Discussion in 'The Hokey Ass Message Board' started by patmanta, Jun 27, 2018.

  1. patmanta
    Joined: May 10, 2011
    Posts: 3,038

    patmanta
    ALLIANCE MEMBER
    from Woburn, MA
    1. MASSACHUSETTS HAMB

    So I just got a 1929 Ford Model A pickup cab and I'm having a bit of trouble getting it straight.

    Before I end up tearing the whole thing apart, where should I look for alignment issues and where should I be starting?

    Here it is as it sits. It is screwed down to a couple 2x4's right now. Instinct tells me I should pull those next and put the proper wood mounting blocks in and try this again but I want to hear any tips and tricks for getting these cabs sitting pretty.

    20180626_192238.jpg

    The doors have their own set of issues going on which seems to be aggravating things and preventing them from closing.

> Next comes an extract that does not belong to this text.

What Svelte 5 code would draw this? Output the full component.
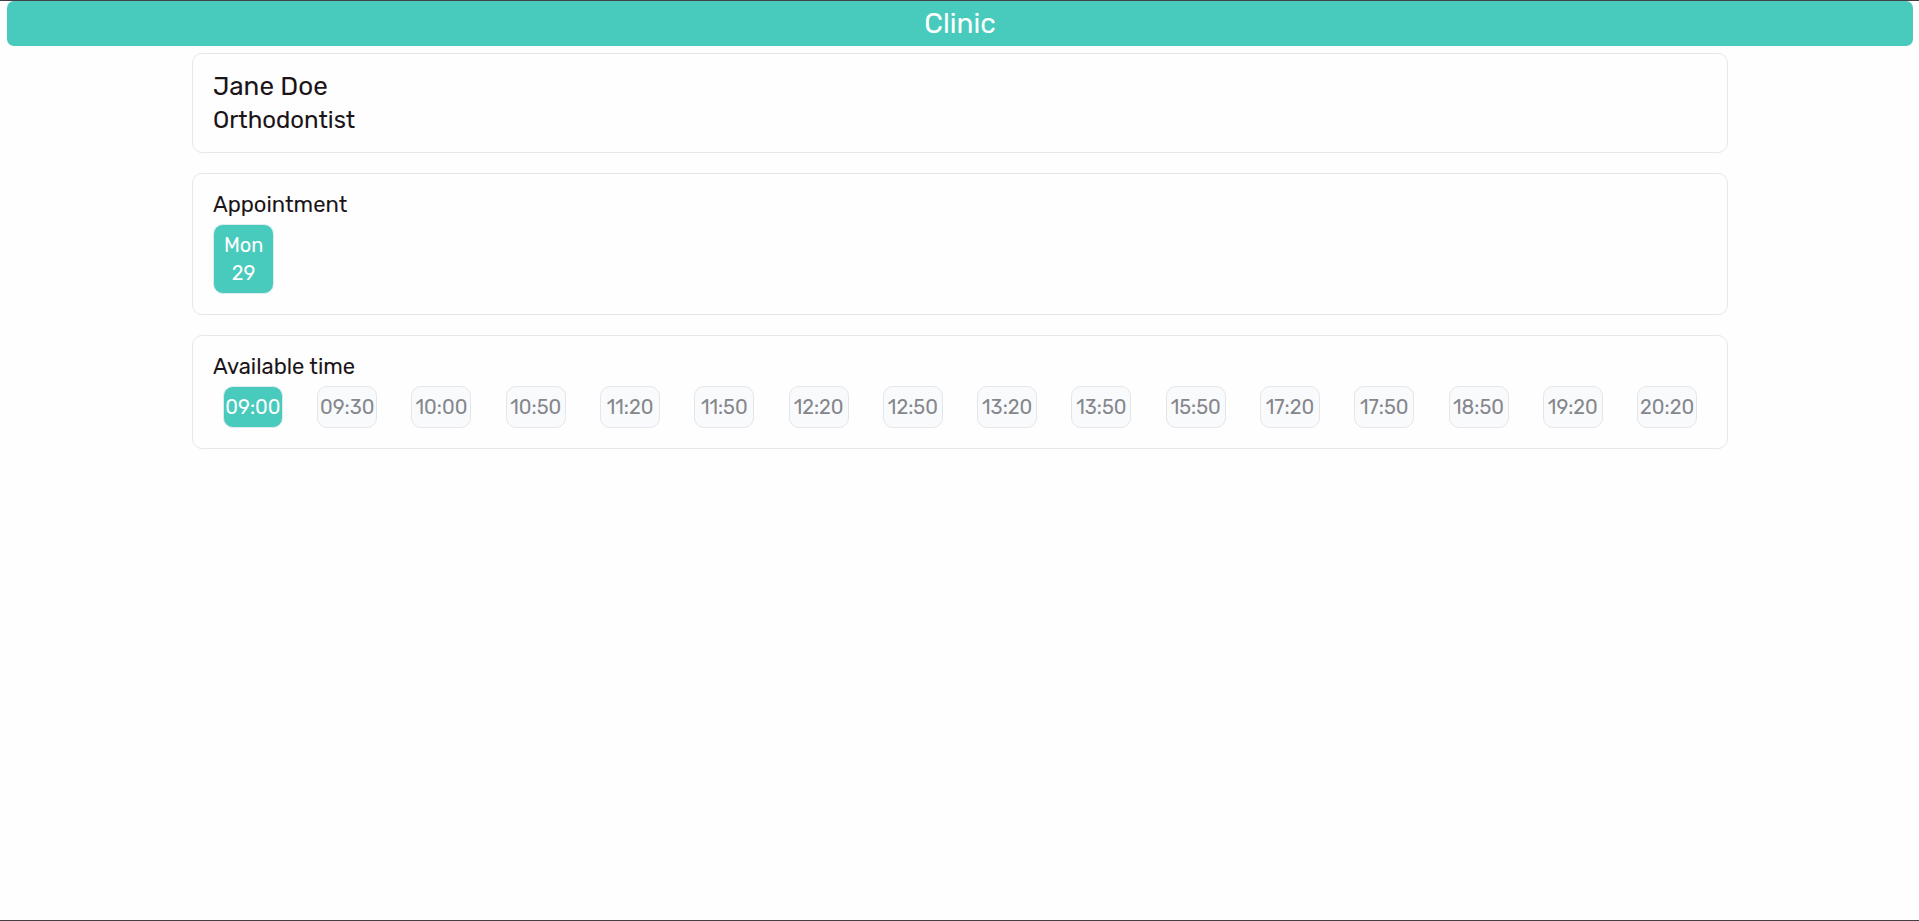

It looks to me like the cowl REALLY wants to tilt back. The rear panels have some issues on the passenger side but the wood pillars appear lined up and vertical.

    I'm hoping I can formulate a new plan of attack for this evening so any experience y'all can share with getting these cabs straight is appreciated!
     
  2. alchemy
    Joined: Sep 27, 2002
    Posts: 12,613

    alchemy
    ALLIANCE MEMBER

    Proper wood blocks under the cab will help immensely. I can tell from here that the top of the cowl post needs to fit a LOT farther forward on the top wood.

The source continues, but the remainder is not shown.